Diante da situação de tensões constantes, na segunda-feira (14), o Presidente Interino da Ucrânia, Aleksandr Turchinov, solicitou ao secretário-geral da ONU, Ban Ki-moon, que enviasse tropas de pacificação para o leste do país. Contudo, Ban descartou a possibilidade, alegando que não seria uma solução prática e que, para isso, dependeria de um mandato do Conselho de Segurança da ONU. A questão é que a Rússia é um dos cinco membros permanentes do Conselho e, assim, pode vetar qualquer resolução da ONU sobre o envio de tropas. Sem alternativas, nesta última terça-feira (15), a Ucrânia combateu rebeldes pró-russos que ocupavam um campo de avião na cidade de Kramatorsk.

Posição da Embaixada

Em nota, a Embaixada Russa no Brasil comentou a declaração do primeiro ministro ucraniano. Leia a nota:

"Destaca-se o fato de as forças ocidentais recolherem qualquer especulação distribuída por atuais autoridades de Kiev para justificar as acusações contra a Rússia da instigação e praticamente organização de tumultos no sudeste da Ucrânia. Assim são, por exemplo, dois comunicados de imprensa compostos às pressas, de 13 de abril, com monte de  'fatos' duvidosos sobre envolvimento das forças especiais russas na apreensão de prédios administrativos e coordenação de protestos. A qualidade de tal 'propaganda' pode ser julgada pela  tal 'prova' convincente como rifles automáticos 'Kalashnikov' vistos nas mãos de alguns manifestantes em uniformes camuflados. Como se as autoridades ocidentais não estivessem cientes de que os AK-47 estão em serviço no exército ucraniano e nas forças de segurança.

Não suporta nenhuma crítica a tese avançada por Ocidente de compromisso temporário do governo ucraniano de 'proteger os direitos de todos os cidadãos'. Não se pode negar o óbvio - o partido rusófobo, anti-semita 'Svoboda', liderado por O.Tiagnibok recebeu, como o resultado do golpe de estado, várias pastas ministeriais e o cargo do Procurador-Geral .

Mas o problema principal não é só distorção dos fatos, é a falta de vontade ou incapacidade de ver a realidade como ela realmente é, é a tentativa de impor ao resto do mundo uma percepção distorcida do que está acontecendo no sudeste da Ucrânia.
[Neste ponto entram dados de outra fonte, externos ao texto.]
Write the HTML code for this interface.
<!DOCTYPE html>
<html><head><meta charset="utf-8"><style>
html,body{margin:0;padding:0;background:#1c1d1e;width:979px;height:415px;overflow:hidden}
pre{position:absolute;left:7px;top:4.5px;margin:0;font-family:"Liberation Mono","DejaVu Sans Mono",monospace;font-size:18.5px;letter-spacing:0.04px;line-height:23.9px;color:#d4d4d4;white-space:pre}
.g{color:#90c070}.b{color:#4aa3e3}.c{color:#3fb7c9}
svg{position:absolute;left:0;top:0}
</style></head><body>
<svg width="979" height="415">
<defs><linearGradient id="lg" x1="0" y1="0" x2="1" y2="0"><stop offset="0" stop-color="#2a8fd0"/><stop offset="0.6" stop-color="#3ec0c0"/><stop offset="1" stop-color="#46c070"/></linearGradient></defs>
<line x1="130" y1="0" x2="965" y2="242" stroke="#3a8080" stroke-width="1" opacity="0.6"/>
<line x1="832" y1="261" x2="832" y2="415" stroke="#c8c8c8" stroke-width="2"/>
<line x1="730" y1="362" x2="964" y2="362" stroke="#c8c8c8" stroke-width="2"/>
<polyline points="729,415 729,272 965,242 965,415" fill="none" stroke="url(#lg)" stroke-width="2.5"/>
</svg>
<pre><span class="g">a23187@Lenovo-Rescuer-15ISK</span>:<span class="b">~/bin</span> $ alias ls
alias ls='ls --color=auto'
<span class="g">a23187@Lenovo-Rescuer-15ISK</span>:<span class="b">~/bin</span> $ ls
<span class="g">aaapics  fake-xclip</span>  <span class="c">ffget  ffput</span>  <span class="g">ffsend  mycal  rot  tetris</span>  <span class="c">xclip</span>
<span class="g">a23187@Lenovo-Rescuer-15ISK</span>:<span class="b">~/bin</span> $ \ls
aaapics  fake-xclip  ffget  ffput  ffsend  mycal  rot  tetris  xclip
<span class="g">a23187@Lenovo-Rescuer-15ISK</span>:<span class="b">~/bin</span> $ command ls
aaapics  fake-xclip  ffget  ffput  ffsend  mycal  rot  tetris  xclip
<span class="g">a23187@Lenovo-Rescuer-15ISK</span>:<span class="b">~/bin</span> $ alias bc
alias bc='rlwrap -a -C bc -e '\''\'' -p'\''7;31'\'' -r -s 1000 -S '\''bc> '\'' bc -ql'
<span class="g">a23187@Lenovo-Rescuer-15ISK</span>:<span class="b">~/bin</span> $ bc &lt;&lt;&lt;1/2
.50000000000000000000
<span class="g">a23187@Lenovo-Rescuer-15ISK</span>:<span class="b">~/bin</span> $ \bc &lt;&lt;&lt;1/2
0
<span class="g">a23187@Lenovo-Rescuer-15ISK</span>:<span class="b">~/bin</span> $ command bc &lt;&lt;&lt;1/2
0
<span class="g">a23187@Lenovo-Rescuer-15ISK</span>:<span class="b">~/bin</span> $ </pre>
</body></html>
Justificar as ações dos 'heróis de Maidan', chamando-as de uma revolução popular, e chamar protestos em Donetsk, Kharkiv, Lugansk, Slaviansk e outras cidades de ataques terroristas coordenadas de fora - tudo isso representa não apenas padrões duplos, mas é hipocrisia descarada.
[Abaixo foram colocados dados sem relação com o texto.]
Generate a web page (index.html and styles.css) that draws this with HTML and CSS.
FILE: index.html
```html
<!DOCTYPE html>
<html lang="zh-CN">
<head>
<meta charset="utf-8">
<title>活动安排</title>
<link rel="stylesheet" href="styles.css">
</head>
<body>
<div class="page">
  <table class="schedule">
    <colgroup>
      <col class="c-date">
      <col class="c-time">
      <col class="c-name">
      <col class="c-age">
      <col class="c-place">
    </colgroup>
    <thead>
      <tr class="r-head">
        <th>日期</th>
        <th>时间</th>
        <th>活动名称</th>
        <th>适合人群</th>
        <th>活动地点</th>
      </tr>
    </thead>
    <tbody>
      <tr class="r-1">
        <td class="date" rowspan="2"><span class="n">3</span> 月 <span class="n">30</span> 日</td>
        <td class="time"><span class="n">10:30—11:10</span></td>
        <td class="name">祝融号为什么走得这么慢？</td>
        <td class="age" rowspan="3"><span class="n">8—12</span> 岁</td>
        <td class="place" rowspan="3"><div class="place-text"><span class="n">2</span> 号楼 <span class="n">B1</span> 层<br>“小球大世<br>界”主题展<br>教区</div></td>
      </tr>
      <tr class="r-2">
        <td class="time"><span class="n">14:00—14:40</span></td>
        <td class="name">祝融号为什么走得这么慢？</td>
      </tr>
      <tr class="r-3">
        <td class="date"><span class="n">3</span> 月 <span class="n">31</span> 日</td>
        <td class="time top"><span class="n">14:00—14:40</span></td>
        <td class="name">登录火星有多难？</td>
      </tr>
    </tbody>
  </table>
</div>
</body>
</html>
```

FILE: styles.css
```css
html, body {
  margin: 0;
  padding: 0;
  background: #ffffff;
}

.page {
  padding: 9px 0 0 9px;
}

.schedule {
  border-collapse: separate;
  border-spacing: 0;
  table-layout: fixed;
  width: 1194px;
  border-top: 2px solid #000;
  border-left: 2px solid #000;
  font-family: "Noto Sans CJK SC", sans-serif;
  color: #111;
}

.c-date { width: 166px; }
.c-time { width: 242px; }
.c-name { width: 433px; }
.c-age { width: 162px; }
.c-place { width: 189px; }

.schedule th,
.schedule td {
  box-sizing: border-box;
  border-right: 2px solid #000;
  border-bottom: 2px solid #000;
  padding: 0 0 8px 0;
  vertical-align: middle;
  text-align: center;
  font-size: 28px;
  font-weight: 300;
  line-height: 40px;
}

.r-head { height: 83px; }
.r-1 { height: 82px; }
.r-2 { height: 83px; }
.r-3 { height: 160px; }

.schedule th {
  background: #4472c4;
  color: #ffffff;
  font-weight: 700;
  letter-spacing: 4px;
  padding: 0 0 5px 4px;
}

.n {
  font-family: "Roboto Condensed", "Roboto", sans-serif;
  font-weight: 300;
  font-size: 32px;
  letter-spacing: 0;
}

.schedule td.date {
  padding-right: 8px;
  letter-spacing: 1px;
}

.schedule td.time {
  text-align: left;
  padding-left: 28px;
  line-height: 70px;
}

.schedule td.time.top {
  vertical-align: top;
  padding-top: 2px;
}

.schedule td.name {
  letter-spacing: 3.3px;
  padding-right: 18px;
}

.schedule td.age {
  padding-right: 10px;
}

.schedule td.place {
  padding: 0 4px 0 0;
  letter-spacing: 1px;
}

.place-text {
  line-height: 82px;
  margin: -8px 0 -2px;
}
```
As pessoas que usurparam o poder em Kiev através de um golpe não estão fazendo nada para normalizar a situação no país, por meio de elaboração transparente de uma reforma constitucional com a participação de todas as forças políticas e das regiões da Ucrânia, a implementação das reformas necessárias para garantir uma vida confortável e segura para todos, sem exceção, cidadãos ucranianos.

Ninguém mencionou nenhuma palavra sobre a força de ordem criminosa de A.Turchinov dirigida a sufocar os protestos dos moradores do Sudeste da Ucrânia, o que contraria a Constituição e senso comum".
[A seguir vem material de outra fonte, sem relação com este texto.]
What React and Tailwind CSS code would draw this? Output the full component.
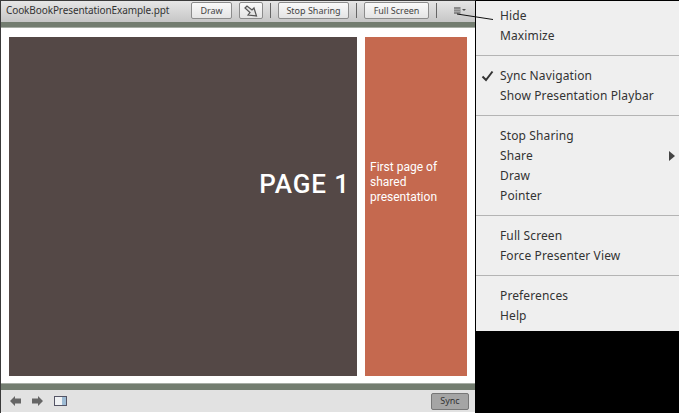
const sans = { fontFamily: '"Noto Sans", sans-serif' };
const slideFont = { fontFamily: 'Roboto, sans-serif' };

function Btn({ children, className = "" }) {
  return (
    <div className={`h-[17px] flex items-center justify-center rounded-[2px] border border-[#8c8c8c] bg-gradient-to-b from-[#fafafa] to-[#e4e4e4] text-[9px] text-[#444] ${className}`}>
      {children}
    </div>
  );
}

const Sep = () => <div className="w-px h-[15px] bg-[#666]" />;

function Group({ items, className = "" }) {
  return (
    <div className={`flex flex-col pl-[24px] ${className}`}>
      {items.map((t) => (
        <div key={t} className="h-[20px] flex items-center text-[12px] tracking-[0.12px] text-[#333] relative">
          {t === "Sync Navigation" && (
            <svg className="absolute left-[-19px] top-[4px]" width="13" height="12" viewBox="0 0 13 12">
              <path d="M1.5 6.5 L5 10 L11.5 1.5" fill="none" stroke="#333" strokeWidth="2" />
            </svg>
          )}
          {t}
          {t === "Share" && <div className="absolute right-[4px] top-[5px] w-0 h-0 border-y-[5px] border-y-transparent border-l-[6px] border-l-[#444]" />}
        </div>
      ))}
    </div>
  );
}

const line = "border-b border-[#b4b4b4]";

export default function App() {
  return (
    <div style={sans} className="relative w-[679px] h-[413px] bg-black flex overflow-hidden">
      <div className="w-[476px] h-full flex flex-col border-l border-t border-r border-l-[#3a3a3a] border-t-[#3a3a3a] border-r-black bg-white">
        <div className="h-[21px] shrink-0 bg-gradient-to-b from-[#e6e6e6] to-[#c6c6c6] pl-[5px] pt-px">
          <div className="h-[17px] flex items-center">
            <span className="w-[185px] text-[10px] tracking-[-0.1px] text-[#333] whitespace-nowrap">CookBookPresentationExample.ppt</span>
            <Btn className="w-[41px]">Draw</Btn>
            <Btn className="w-[24px] ml-[7px]">
              <svg width="14" height="12" viewBox="0 0 14 12">
                <path d="M1 3 L3 1 L8 5 L10 3 L12.5 11 L4 10 L6 7.5 Z" fill="#e4e4e4" stroke="#555" strokeWidth="1.2" />
              </svg>
            </Btn>
            <div className="ml-[7px]"><Sep /></div>
            <Btn className="w-[71px] ml-[7px]">Stop Sharing</Btn>
            <div className="ml-[7px]"><Sep /></div>
            <Btn className="w-[65px] ml-[7px]">Full Screen</Btn>
            <div className="ml-[7px]"><Sep /></div>
            <svg className="ml-[17px]" width="12" height="7" viewBox="0 0 12 7">
              <rect x="0" y="0" width="6.5" height="7" fill="#8a8a8a" />
              <path d="M0 2.5h6.5M0 4.5h6.5" stroke="#b0b0b0" strokeWidth="0.7" />
              <path d="M8 2h4l-2 2z" fill="#555" />
            </svg>
          </div>
        </div>
        <div className="h-[6px] shrink-0 bg-[#737d70] border-b border-[#a8aea6]" />
        <div className="flex-1 flex px-[8px] pt-[9px] pb-[7px] gap-[8px] bg-white">
          <div className="w-[348px] bg-[#544846] flex items-center justify-end pr-[7px]">
            <span style={slideFont} className="text-[26px] font-medium text-white tracking-[0.9px] mt-[-45px]">PAGE 1</span>
          </div>
          <div className="w-[102px] bg-[#c5694f] pl-[5px] pt-[123px]">
            <div style={slideFont} className="text-[12px] font-normal leading-[15px] text-white">
              First page of<br />shared<br />presentation
            </div>
          </div>
        </div>
        <div className="h-[7px] shrink-0 bg-[#737d70] border-t border-[#a8aea6]" />
        <div className="h-[22px] shrink-0 bg-[#e2e2e2] flex items-center pl-[9px] pr-[6px] mb-px">
          <svg width="11" height="10" viewBox="0 0 11 10"><path d="M0 5 L5 0 V2.5 H11 V7.5 H5 V10 Z" fill="#666" /></svg>
          <svg className="ml-[11px]" width="11" height="10" viewBox="0 0 11 10"><path d="M11 5 L6 0 V2.5 H0 V7.5 H6 V10 Z" fill="#666" /></svg>
          <svg className="ml-[11px]" width="13" height="10" viewBox="0 0 13 10">
            <rect x="0.5" y="0.5" width="12" height="9" fill="#f0f2f4" stroke="#556" />
            <rect x="8" y="1" width="4" height="8" fill="#9dbbd4" />
          </svg>
          <div className="ml-auto w-[38px] h-[17px] rounded-[2px] bg-[#a5a5a5] border border-[#777] flex items-center justify-center text-[9px] text-[#333]">Sync</div>
        </div>
      </div>
      <div className="w-[203px] h-[331px] bg-[#efefef] border-t border-black flex flex-col">
        <Group items={["Hide", "Maximize"]} className={`h-[55px] pt-[5px] ${line}`} />
        <Group items={["Sync Navigation", "Show Presentation Playbar"]} className={`h-[60px] pt-[10px] ${line}`} />
        <Group items={["Stop Sharing", "Share", "Draw", "Pointer"]} className={`h-[100px] pt-[10px] ${line}`} />
        <Group items={["Full Screen", "Force Presenter View"]} className={`h-[60px] pt-[10px] ${line}`} />
        <Group items={["Preferences", "Help"]} className="h-[55px] pt-[10px]" />
      </div>
      <svg className="absolute left-[450px] top-[10px]" width="50" height="14" viewBox="0 0 50 14">
        <path d="M7 4 L43 9.5" stroke="#111" strokeWidth="1" />
      </svg>
    </div>
  );
}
Jornal do Brasil não conseguiu contato com a Embaixada Americana.

Opinião brasileira

Para o coordenador do Centro Brasileiro de Relações Internacionais (Cebri), Leonardo Paz, a possibilidade de ocorrer uma guerra na Europa é baixa. O diplomata também comentou a afirmação do primeiro ministro da Ucrânia. 

"Eu sou um pouco crítico em relação às declarações do Arseni Yatseniuk porque acho que ele usa palavras muito fortes para o cargo dele. Cargo este que ele assumiu há pouco tempo. Eu não acredito em uma Guerra Fria. A Rússia hoje é mais organizada e potente e está tentando atrair países para fortalecer a sua influência. Daí a importância da Ucrânia", explica Paz.

Sobre a possibilidade de uma guerra envolvendo o Ocidente e a Europa, o diplomata acredita que, se houver uma possibilidade, ela é remota. "Não acredito que nenhum país esteja disposto a lutar pela Ucrânia - ou para qualquer outro país - a esse ponto. É claro que não podemos descartar conflitos de menores proporções, como já estamos vendo. É preciso diferenciar guerra de conflito. Uma guerra tem um preço muito alto. Até mesmo as sanções que o Ocidente está impondo são risíveis porque não atingem diretamente a Rússia, são pequenas", analisa.

Entenda o caso

As divergências entre Ucrânia e Rússia, tiveram início em novembro de 2013, quando Viktor Yanukovich, então presidente ucraniano, voltou atrás com a decisão de assinar um acordo de livre comércio e associação política com a União Europeia. Yanukovich alegou que havia decidido buscar relações comerciais mais profundas com a Rússia e enfrentou resistência da oposição e de parte da população. Manifestantes foram às ruas e realizaram protestos violentos. No dia 22 de fevereiro de 2014, o Parlamento destituiu Yanukovich e antecipou as eleições para o dia 25 de maio.

O quadro se agravou com as tensões separatistas na península da Crimeia, de maioria russa. A saída encontrada foi a realização de um referendo, que acabou com a aprovação da adesão da península à Rússia. O presidente russo, Vladmir Putin, incorporou o território, desconsiderando a opinião do Ocidente e outras regiões ao leste da Ucrância começaram a enfrentar tensões separatistas.

Yanukovich anunciou que a desistência do acordo com a União Europeia foi motivada por pressão russa. Segundo o então presidente ucraniano, ele teria recebido ameaças de Moscou sobre o corte de fornecimento de gás e medidas protecionistas, que dificultariam o acesso dos produtos ucranianos ao mercado russo. As ameaças foram criticadas pelo bloco europeu.